If you’ve been trying to buy a GPU this year, you may be familiar with the Newegg Shuffle, a lottery system that Newegg instituted in January to try to beat bots and scalpers. You may also know that the GPUs and consoles in the Newegg Shuffle are often bundled with components like RAM, motherboards, and power supplies as a package deal—if you want dessert (in this case, a GPU), you have to eat your vegetables (or, a product you might be able to use but weren’t looking to buy).
Earlier this month, the PC gaming YouTubers at Gamers Nexus posted a video showing that two Gigabyte power supplies commonly bundled with GPUs in the Newegg Shuffle were prone to “catastrophic” failure. Some of the GP-P850GM and GP-P750GM models that were tested sparked as they died, creating a fire risk, and one also ruined an attached RTX 3080 GPU. Gigabyte has now released a statement that (inaccurately) takes issue with Gamers Nexus’ findings before outlining how the company is addressing the problem and offering exchanges for anyone who has bought a power supply within the affected range of serial numbers (the company has stopped short of a formal recall, however).
Gigabyte claims that the Gamers Nexus team ran the power supplies over capacity for “extended lengths of time” and that these conditions “would not be typical of any real world usage.” In a response video posted today, Gamers Nexus pointed out that this statement mischaracterizes their tests, which were carefully designed to find where the power supplies’ Over-Power Protection (OPP) feature would trigger and shut the power supply off (as OPP is designed to do when functioning properly). The power supplies were then left to sit for a few minutes and brought back online at 60 percent of their capacity to ensure that they were still working properly after the shutdown—the full testing methodology section of the first video is here. Gamers Nexus also pointed to numerous product reviews claiming that the power supplies had shown up dead on arrival, before they were ever installed or used.
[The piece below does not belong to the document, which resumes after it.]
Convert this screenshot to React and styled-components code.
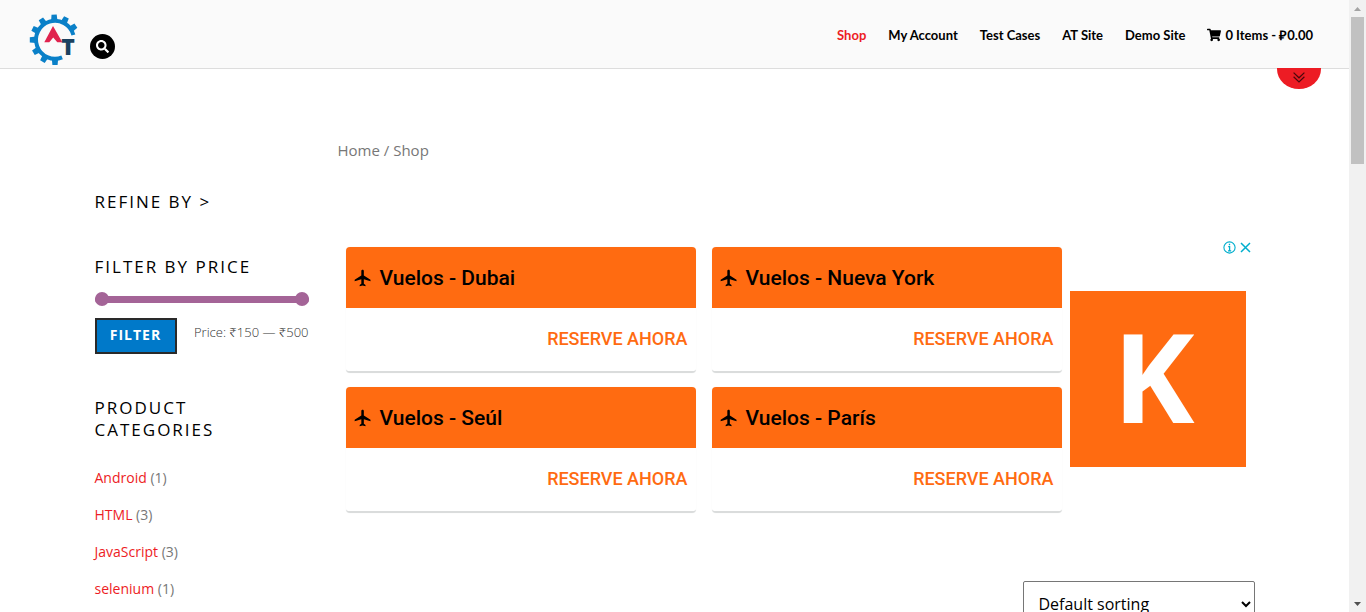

As for what it’s doing to prevent future problems with these power supplies, Gigabyte has responded by lowering the OPP wattage limit to improve the odds that the power supplies will safely shut themselves down and continue working. Both models would accept power spikes of up to 150 percent their rated capacity before shutting down (1300 W for the 850 W power supply, and 1125 W for the 750 W model), and that ceiling has been lowered to 120 percent. The statement doesn’t say whether Gigabyte is making other manufacturing changes to address the problem.
The issue is partly that Gigabyte has made a poor product, but bad power supplies happen. This has only become a newsworthy problem because Newegg has been pushing these parts onto buyers who are desperate to get a GPU at anywhere near the advertised retail price. At best, buying a bundle means getting some things you can actually use but didn’t plan to pay for, like an extra controller or a game with a game console, or decent RAM or a motherboard to go with a GPU. But at worst, it’s a way for retailers to offload things they can’t normally sell to people who are so eager to buy something that they will gladly accept the inflated cost along with the unwanted accessories.
We’ve contacted Newegg to see if the problems with the Gigabyte power supplies will result in any changes to the Newegg Shuffle return policy or the kinds of products that get bundled with GPUs in the first place (the current return policy says that you need to return all bundled items together to get a refund). We’ll update if we get a response.